Una noche del 2 de noviembre escuchó, entre sueños, una voz que susurraba: “Hijo, tengo hambre…”, se despertó sudando, creyó que era el viento, pero el murmullo se volvió ruego. Al amanecer corrió al pueblo, quiso encender velas, preparar tamales, poner flores… pero ya era tarde. Cuentan que desapareció en el monte, y que, desde entonces cuando alguien olvida poner su ofrenda se escucha un lamento: “No olvides a los tuyos”; la historia recuerda que la comida es más que sustento ‘es vínculo’, y que quien deja de cocinar para sus muertos, deja de cocinar para sí mismo.

El altar se come con los ojos y con el alma: Cada región del país celebra de forma distinta. En Janitzio los purépechas velan toda la noche junto a las tumbas adornadas con pan, velas y atoles; en Mixquic la procesión atraviesa las calles perfumadas de copal y mole; en Yucatán se prepara el mucbipollo, tamal grande de masa colada cocido bajo tierra, también llamado “pib”; en todos los casos la gastronomía se convierte en lenguaje de fe y murmullo ‘los extrañamos (amigos, familiares y mascotas’.

Existe un dato curioso, aunque los vivos comen lo que cocinan, se cree que los muertos consumen la “esencia” del alimento, por eso al día siguiente la comida parece desabrida, pues ha sido compartida con el más allá.

La cocina como altar cotidiano: Podemos pensar que el Día de Muertos sucede una vez al año, pero quizá sucede cada vez que cocinamos con amor, cada vez que preparamos una receta heredada o repetimos una historia junto a la estufa, en ese gesto cotidiano está la esencia del altar ‘el fuego que no se apaga, la memoria que hierve, el corazón que añora el reencuentro’.

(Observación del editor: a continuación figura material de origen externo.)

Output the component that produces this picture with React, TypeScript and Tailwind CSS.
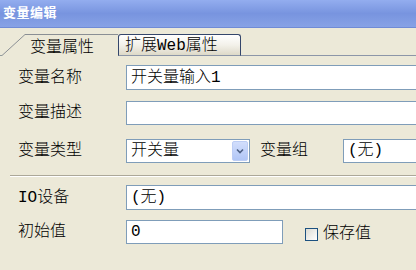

Y así, entre cucharas y rezos, México renueva su promesa, ‘los muertos no mueren mientras alguien cocine su recuerdo’, porque cuando la mesa se pone con flores, pan y sal, no sólo se alimenta el cuerpo, se alimenta la memoria, y la memoria, como el buen mole, nunca se enfría; les deseo buenos días, buenas tardes, buenas noches y buen provecho.